Bei manchen Staudengattungen sehen sich die Blätter einfach so ähnlich, dass man sich manchmal ein bisschen mehr Kreativität und Individualismus wünschen würde. Wenn es nach Fahndungsfotos ginge, würde man lange im Dunklen tappen, bis die Blüten endlich erscheinen. Selbst Akelei und Akeleiblätrige Wiesenraute, die zwar nicht derselben Gattung angehören, aber deren Ähnlichkeit im Laub schon im Namen steckt, kann man besser unterscheiden als die Arten der Gattung Geum. Schon die beiden heimischen Arten Bach-Nelkenwurz (Geum rivale) und Echte Nelkenwurz (Geum urbanum) sind anfangs schwer zu unterscheiden. Die Blüten gleichen sich gar nicht, aber die Laubblätter anfangs umso mehr.
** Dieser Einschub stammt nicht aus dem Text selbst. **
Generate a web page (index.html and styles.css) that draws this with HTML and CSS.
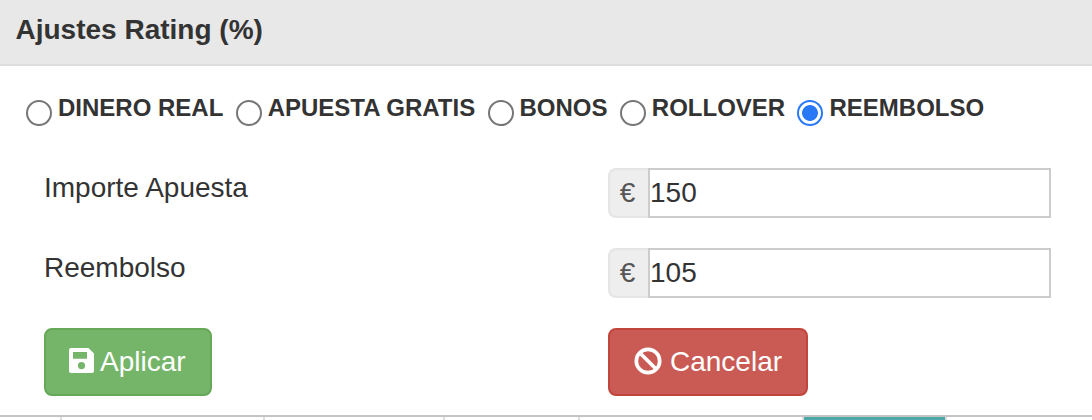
FILE: index.html
```html
<!DOCTYPE html>
<html lang="es">
  <head>
    <title>Ajustes Rating</title>
    <meta charset="UTF-8">
    <meta name="viewport" content="width=device-width, initial-scale=1.0">
    <link rel="stylesheet" href="styles.css">
  </head>
  <body>
    <div class="panel">
      <div class="panel-heading">Ajustes Rating (%)</div>
      <div class="panel-body">
        <div class="types">
          <label><input type="radio" name="type"><span>DINERO REAL</span></label>
          <label><input type="radio" name="type"><span>APUESTA GRATIS</span></label>
          <label><input type="radio" name="type"><span>BONOS</span></label>
          <label><input type="radio" name="type"><span>ROLLOVER</span></label>
          <label><input type="radio" name="type" checked><span>REEMBOLSO</span></label>
        </div>

        <div class="row">
          <label for="stake">Importe Apuesta</label>
          <div class="input-group">
            <span class="addon">€</span>
            <input id="stake" type="text" value="150">
          </div>
        </div>
        <div class="row">
          <label for="refund">Reembolso</label>
          <div class="input-group">
            <span class="addon">€</span>
            <input id="refund" type="text" value="105">
          </div>
        </div>

        <div class="row buttons">
          <div>
            <button class="btn btn-success">
              <svg class="icon-save" width="25" height="25" viewBox="0 0 25 25">
                <path fill="#fff" fill-rule="evenodd" d="M2 0H19.5L25 5.5V23Q25 25 23 25H2Q0 25 0 23V2Q0 0 2 0ZM4 4V10.7H18V4ZM12.5 14a3.6 3.6 0 1 0 0 7.2a3.6 3.6 0 1 0 0-7.2Z"/>
              </svg>
              <span>Aplicar</span>
            </button>
          </div>
          <div>
            <button class="btn btn-danger">
              <svg class="icon-ban" width="28" height="28" viewBox="0 0 28 28">
                <g fill="none" stroke="#fff" stroke-width="3.7">
                  <circle cx="14" cy="14" r="11.7"/>
                  <path d="M5.7 5.7L22.3 22.3"/>
                </g>
              </svg>
              <span>Cancelar</span>
            </button>
          </div>
        </div>
      </div>
    </div>

    <!--top edge of the table below the panel-->
    <div class="grid-top">
      <div></div>
      <div></div>
      <div></div>
      <div></div>
      <div></div>
      <div class="active"></div>
      <div></div>
    </div>
  </body>
</html>
```
FILE: styles.css
```css
* {
  box-sizing: border-box;
}
body {
  font-family: "Liberation Sans", Arial, Helvetica, sans-serif;
  font-size: 28px;
  color: #333;
  background: #fff;
  margin: 0;
  height: 420px;
  overflow: hidden;
}
.panel {
  height: 415px;
}
.panel-heading {
  height: 66px;
  padding: 14px 15.5px 0;
  line-height: 32px;
  font-weight: bold;
  background: #e8e8e8;
  border-bottom: 2px solid #ddd;
}
/* Bet type selector */
.types {
  display: flex;
  height: 102px;
  padding: 28px 0 0 26px;
  font-size: 24px;
  font-weight: bold;
  line-height: 28px;
}
.types label {
  display: flex;
  margin-right: 12.3px;
  white-space: nowrap;
}
.types input {
  appearance: none;
  flex: none;
  width: 26px;
  height: 26px;
  margin: 6px 6px 0 0;
  border: 2px solid #767676;
  border-radius: 50%;
  background: #fff;
}
.types input:checked {
  border-color: #2878f8;
  background: radial-gradient(circle, #2878f8 7.5px, #fff 8.3px);
}
/* Form rows */
.row {
  display: grid;
  grid-template-columns: 564px 443px;
  height: 80px;
  padding-left: 44px;
}
.row label {
  line-height: 32px;
  padding-top: 4px;
}
.input-group {
  display: flex;
  height: 50px;
}
.addon {
  width: 40px;
  padding-right: 3px;
  border: 2px solid #e5e5e5;
  border-right: 0;
  border-radius: 8px 0 0 8px;
  background: #eee;
  color: #555;
  line-height: 46px;
  text-align: center;
}
.input-group input {
  flex: 1;
  min-width: 0;
  padding: 0;
  border: 2px solid #ccc;
  border-radius: 0;
  color: #333;
  font: inherit;
}
/* Buttons */
.btn {
  display: flex;
  align-items: center;
  height: 68px;
  padding: 0 24px;
  border: 2px solid;
  border-radius: 8px;
  color: #fff;
  font: inherit;
}
.btn-success {
  width: 168px;
  background: #75b569;
  border-color: #65a958;
}
.btn-danger {
  width: 200px;
  background: #ca5b54;
  border-color: #c2453d;
}
.icon-save {
  flex: none;
  margin: 0 6px 3px -1px;
}
.icon-ban {
  flex: none;
  margin: 0 8px 3px 0;
}
.grid-top {
  display: grid;
  grid-template-columns: 62px 203px 180px 135px 224px 143px 1fr;
  height: 5px;
  border-top: 2px solid #c4c4c4;
}
.grid-top div {
  border-right: 2px solid #ddd;
}
.grid-top div:last-child {
  border-right: 0;
}
.grid-top .active {
  background: #4ba8a6;
}
```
Die Bach-Nelkenwurz ist eine hübsche Staude, die nicht unbedingt feuchte Böden braucht, die Echte Nelkenwurz eher unkrautartig mit unscheinbaren gelben Blüten. Beide haben Samen, die kletten können, und daher schnell verschleppt werden. Beide werden von Schnecken in Ruhe gelassen. Da ich aber mehr Bach-Nelkenwurz im Garten habe, hatte ich daher auch an sie gedacht, als sich ein Geum in den großen Kübel auf der Terrasse ausgesät hatte. Die nächste Echte Nelkenwurz war ziemlich weit weg, die Bach-Nelkenwurz war näher dran. Lag also nahe, dass es die hübschere Art sein würde.

Da ich bei Pflanzen, die sich selbst aussäen, erstmal abwarte, nach dem Motto "Im Zweifel für den Angeklagten", ließ ich den Sämling also gewähren. Im Frühjahr war dann der ganze Kübel voll, da passt nun nichts anderes mehr rein.
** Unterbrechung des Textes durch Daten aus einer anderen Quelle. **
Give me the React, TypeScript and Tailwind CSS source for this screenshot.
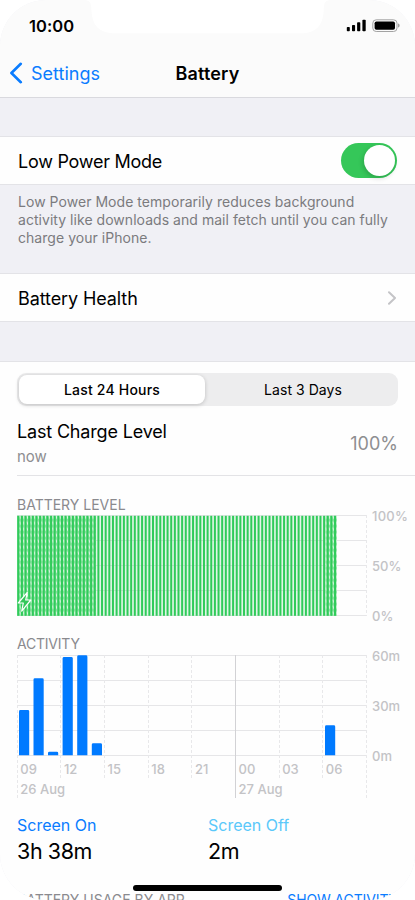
import React from "react"

const GRID_LINES = [0.5, 25.5, 50.5, 75.5, 100.5]
const SLOT = 349.5 / 96
const BATTERY_BARS = Array.from({ length: 88 }, (_, i) => i)

const ACTIVITY = [
  { x: 2, top: 55 },
  { x: 16.5, top: 23.3 },
  { x: 31, top: 96.7 },
  { x: 45.6, top: 2 },
  { x: 60.2, top: 0.3 },
  { x: 74.8, top: 88.3 },
  { x: 308, top: 70.3 },
]

const HOURS = ["09", "12", "15", "18", "21", "00", "03", "06"]

const StatusBar: React.FC = () => (
  <div className="relative flex h-[49px] items-start justify-between pt-[17px] pr-[15px] pl-[29px]">
    <svg
      className="absolute top-0 left-0"
      width="415"
      height="49"
      viewBox="0 0 415 49"
    >
      <path
        d="M84 0C89 0 91 2 91.3 8C91.8 25 98 33.3 116 33.3H300C317 33.3 323.6 25 323.8 8C324 2 326 0 331 0Z"
        fill="#fff"
      />
    </svg>
    <span className="text-[16.5px] leading-[18px] font-semibold tracking-[0.05px]">
      10:00
    </span>
    <svg
      className="mt-[2px]"
      width="54"
      height="14"
      viewBox="346 19 54 14"
    >
      <rect x="346.8" y="27" width="3" height="4.3" rx="0.8" />
      <rect x="352" y="25" width="3.1" height="6.3" rx="0.8" />
      <rect x="357.1" y="22.3" width="3.2" height="9" rx="0.8" />
      <rect x="362.4" y="19.7" width="3.3" height="11.6" rx="0.8" />
      <rect
        x="372.8"
        y="19.8"
        width="24.2"
        height="11.7"
        rx="3.4"
        fill="none"
        stroke="#a3a3a3"
      />
      <rect x="374.6" y="21.5" width="20.4" height="8.3" rx="1.8" />
      <path d="M398 23.6c1.2.4 1.6 1.1 1.6 2s-.4 1.6-1.6 2Z" fill="#a3a3a3" />
    </svg>
  </div>
)

const NavBar: React.FC = () => (
  <div className="relative flex h-[49px] items-center justify-center border-b border-[#d9d9de]">
    <a
      href="#"
      className="absolute top-0 left-[9px] flex h-[48px] items-center gap-[8px] text-[#0a7cff]"
    >
      <svg width="14" height="22" viewBox="0 0 14 22" fill="none">
        <path
          d="M11.8 1.8 2.4 11l9.4 9.2"
          stroke="currentColor"
          strokeWidth="2.6"
          strokeLinecap="round"
          strokeLinejoin="round"
        />
      </svg>
      <span className="text-[18px]">Settings</span>
    </a>
    <h1 className="text-[18px] font-semibold tracking-[0.15px]">Battery</h1>
  </div>
)

const BatteryChart: React.FC = () => (
  <svg
    className="block"
    width="398"
    height="112"
    viewBox="0 -6 398 112"
    fontSize="13"
    fontWeight="500"
  >
    <defs>
      <pattern
        id="hatch"
        width={SLOT}
        height="6"
        patternUnits="userSpaceOnUse"
      >
        <rect width="3.64" height="6" fill="#8ae2a0" />
        <path d="M2.4 0.5 3.7 3.7" stroke="#e2f8e7" strokeWidth="1.1" />
      </pattern>
    </defs>
    {GRID_LINES.map((y) => (
      <path key={y} d={`M0 ${y}H349.5`} stroke="#e6e6e8" />
    ))}
    <path d="M349.5 0V101" stroke="#e8e8ea" strokeDasharray="3 2" />
    <rect y="0.8" width="320" height="99.9" fill="#34c759" fillOpacity="0.14" />
    <rect y="0.8" width="79" height="99.9" fill="url(#hatch)" />
    <rect x="308.5" y="0.8" width="11.3" height="99.9" fill="url(#hatch)" />
    {BATTERY_BARS.map((i) => (
      <rect
        key={i}
        x={i * SLOT + 0.3}
        y="0.8"
        width="2"
        height="100"
        fill="#30cb5a"
      />
    ))}
    <path
      d="M10.3 77.3 1.3 88h5L4.7 96.2 13.8 85H8.7Z"
      fill="#34c759"
      stroke="#fff"
      strokeWidth="1.2"
      strokeLinejoin="round"
    />
    <g fill="#c3c3c6">
      <text x="355" y="5.7" letterSpacing="0.25">100%</text>
      <text x="355" y="55.7">50%</text>
      <text x="355" y="105.7">0%</text>
    </g>
  </svg>
)

const ActivityChart: React.FC = () => (
  <svg
    className="block"
    width="398"
    height="150"
    viewBox="0 -6 398 150"
    fontSize="13"
    fontWeight="500"
  >
    {GRID_LINES.map((y) => (
      <path key={y} d={`M0 ${y}H349.5`} stroke="#e6e6e8" />
    ))}
    {Array.from({ length: 9 }, (_, i) => (
      <path
        key={i}
        d={`M${Math.round(i * 43.65 - 0.2) + 0.5} 0V${i === 0 || i === 5 || i === 8 ? 143 : 124}`}
        stroke={i === 5 ? "#d2d2d5" : "#e8e8ea"}
        strokeDasharray={i === 5 ? undefined : "3 2"}
      />
    ))}
    {ACTIVITY.map(({ x, top }) => (
      <path
        key={x}
        d={`M${x} 100.2V${top + 1.4}q0-1.4 1.4-1.4h7.4q1.4 0 1.4 1.4V100.2Z`}
        fill="#007aff"
      />
    ))}
    <g fill="#c3c3c6">
      {HOURS.map((hour, i) => (
        <text key={hour} x={3.3 + i * 43.65} y="118.7">
          {hour}
        </text>
      ))}
      <text x="3.3" y="138.7">26 Aug</text>
      <text x="221.6" y="138.7">27 Aug</text>
      <text x="355" y="5.7">60m</text>
      <text x="355" y="55.7">30m</text>
      <text x="355" y="105.7">0m</text>
    </g>
  </svg>
)

const App: React.FC = () => {
  return (
    <div className="bg-white">
      <main className="relative flex h-[900px] w-[415px] flex-col overflow-hidden rounded-[46px] bg-[#f0f0f5] font-['Inter',sans-serif] whitespace-nowrap text-black">
        <header className="h-[98px] shrink-0 bg-[#fbfbfb]">
          <StatusBar />
          <NavBar />
        </header>

        <section className="mt-[38px] flex h-[49px] shrink-0 items-center justify-between border-y border-[#e3e3e7] bg-[#fefefe] pr-[18px] pl-[18px]">
          <span className="pt-[2px] text-[18px] tracking-[-0.26px]">
            Low Power Mode
          </span>
          <button
            aria-label="Low Power Mode"
            className="flex h-[35px] w-[56px] items-center justify-end rounded-full bg-[#35c759] pr-[2px]"
          >
            <span className="h-[31px] w-[31px] rounded-full bg-white shadow-[-1px_2px_5px_rgba(0,0,0,0.18)]" />
          </button>
        </section>
        <p className="mt-[8px] h-[80px] shrink-0 pl-[18px] text-[14px] leading-[18px] tracking-[0.04px] text-[#7b7b7e]">
          Low Power Mode temporarily reduces background
          <br />
          activity like downloads and mail fetch until you can fully
          <br />
          charge your iPhone.
        </p>

        <section className="flex h-[49px] shrink-0 items-center justify-between border-y border-[#e3e3e7] bg-[#fefefe] pr-[18px] pl-[18px]">
          <span className="pt-[2px] text-[18px] tracking-[-0.1px]">
            Battery Health
          </span>
          <svg width="10" height="14" viewBox="0 0 10 14" fill="none">
            <path
              d="m2 1.2 6 5.8-6 5.8"
              stroke="#c4c4c7"
              strokeWidth="2"
              strokeLinecap="round"
              strokeLinejoin="round"
            />
          </svg>
        </section>

        <section className="mt-[39px] h-[539px] shrink-0 border-t border-[#e3e3e7] bg-[#fefefe] pt-[11px] pl-[17px]">
          <div className="flex h-[33px] w-[381px] rounded-[9px] bg-[#ededee] p-[2px] text-[14px]">
            <button className="w-[186px] rounded-[8px] bg-white font-medium tracking-[0.2px] shadow-[0_1px_4px_rgba(0,0,0,0.2)]">
              Last 24 Hours
            </button>
            <button className="flex-1 pl-[5px] tracking-[0.05px]">
              Last 3 Days
            </button>
          </div>

          <div className="flex h-[70px] items-center justify-between border-b border-[#e3e3e6] pt-[8px] pr-[17px]">
            <div>
              <div className="text-[18px] leading-[24px] tracking-[-0.17px]">
                Last Charge Level
              </div>
              <div className="text-[15px] leading-[25px] text-[#8e8e91]">now</div>
            </div>
            <span className="pb-[2px] text-[18px] text-[#8e8e91]">100%</span>
          </div>

          <h2 className="mt-[20px] h-[13px] text-[14px] leading-[18px] text-[#8a8a8e]">
            BATTERY LEVEL
          </h2>
          <BatteryChart />
          <h2 className="mt-[14px] h-[14px] text-[14px] leading-[18px] tracking-[-0.22px] text-[#8a8a8e]">
            ACTIVITY
          </h2>
          <ActivityChart />

          <div className="mt-[14px] grid grid-cols-[191px_1fr]">
            <div>
              <div className="text-[16px] leading-[24px] text-[#0a7cff]">
                Screen On
              </div>
              <div className="text-[21.5px] leading-[28px] tracking-[-0.4px]">
                3h 38m
              </div>
            </div>
            <div>
              <div className="text-[16px] leading-[24px] text-[#5ac8fa]">
                Screen Off
              </div>
              <div className="text-[21.5px] leading-[28px] tracking-[-0.4px]">
                2m
              </div>
            </div>
          </div>

          <div className="mt-[26px] flex justify-between pr-[17px] text-[14px] leading-[18px]">
            <span className="text-[#8a8a8e]">BATTERY USAGE BY APP</span>
            <a href="#" className="tracking-[-0.12px] text-[#0a7cff]">
              SHOW ACTIVITY
            </a>
          </div>
        </section>

        <div className="absolute bottom-[9px] left-[133px] h-[6px] w-[149px] rounded-full bg-black" />
      </main>
    </div>
  )
}

export default App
Im Garten fing die Bach-Nelkenwurz schon an zu blühen, die vermeintliche in dem Topf aber nicht. Das war hochgradig verdächtig!

Mittlerweile bin ich mir sicher, dass das die Echte, unkrautige, Nelkenwurz ist. Und ich wollte schon fast was abstechen und freudestrahlend als hübsche Staude verschenken. Da hätte ich mich aber ziemlich unbeliebt gemacht. Vor allem, wo jetzt jeder die super angesagte Sorte 'Mai Tai' (Geum chiloense) haben möchte und keine Wald-und-Wiesen-Nelkenwurz...

Da wir mitten in der Stadt wohnen, passt Geum urbanum natürlich auch viel besser ins Bild als stadtbekannter Partycrasher...

Hier das fragliche Kübelgewächs, kurz vor der Blüte:




Das hier ist die schöne Schwester, die Bach-Nelkenwurz, mit ihren Puschelblüten, die aussehen wie altmodische Stehlampen. Hummeln mögen sie ganz gern, die Aschgraue Sandbiene sitzt hier nur zur Zierde.







Naja, wenigstens ist das Problem der Kübelbepflanzung nun gelöst. Bei der Bach-Nelkenwurz hätte ich Skrupel gehabt, sie zu entmieten, bei Geum urbanum nicht. Also wird da bald ein Platz frei für Gemüse... Glück gehabt...

8 Kommentare:

  1. Was für ein köstlich erzählter Gartenkrimi!

    Man möchte fast mit der Lupe neben dem Kübel hocken und Beweismaterial sichern – Laubstruktur vergleichen, Blühverhalten protokollieren und Verdachtsmomente abwägen.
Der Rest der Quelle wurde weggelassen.